Eisisonae
Prayer Partner
I feel like screaming, crying, giving up, running away. Everything feels so heavy. So bad like I am going to fail and lose everything and I don't know what to do to stop it or I do but I'm a little too scared to or don't know how I'm going to pull it off. Why is this happening to just me? Why do I feel so alone? Why did my fiance have to go to jail and leave me with this habit alone? Why is this so hard? God Please I need You, I am so close to giving up, how do I do this and keep going? I don't know how to keep going. I don't know how to keep this demon off my back. It's not fair. I tried to stay focused, but not hard enough. I tried to think positive but not hard enough. It's like my body and mind is trying to fight it but I need to fight it to get passed this hurdle or else I'm going to stay stuck, stuck where I don't want to be at, and I'm going to lose my fiance my best friend, and lose my daughter the best thing that God has ever given me. Please God I know You can hear me. Please make me strong, make me pass this test, make me see the light, make me swift and confident so I can pass the test easy no matter how I have to pass it so I can work this job and support my babygirl and have a normal life. In Jesus' name I pray, Amen! P.s, I'm so sorry everyone for seeming like I'm whining, I'm just really pathetic right now. And I don't know what to do at this point.
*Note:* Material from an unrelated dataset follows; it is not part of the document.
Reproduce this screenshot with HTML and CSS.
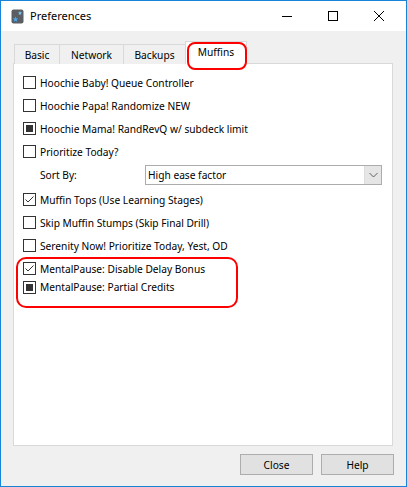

Prayer Focus: God, Thank You for loving me. Thank You for loving me, Jesus. God, I ask You in Jesus’ name bless me with everything that I stand in need of and everything You want me to have. Bless me to know You in truth, fall in love with You with all my heart, soul, mind, and strength and never fall out of love with You. Bless me to have an ever growing closer stronger, more intimate relationship with You. Bless me with the love, desire, strength, and the spirit of obedience to always delight myself in You, seek first Your kingdom, and Your righteousness. Help and strengthen me God to always respect and obey You. Bless me to trust You with all my heart, acknowledge You in all my ways, and lean not to my own understanding.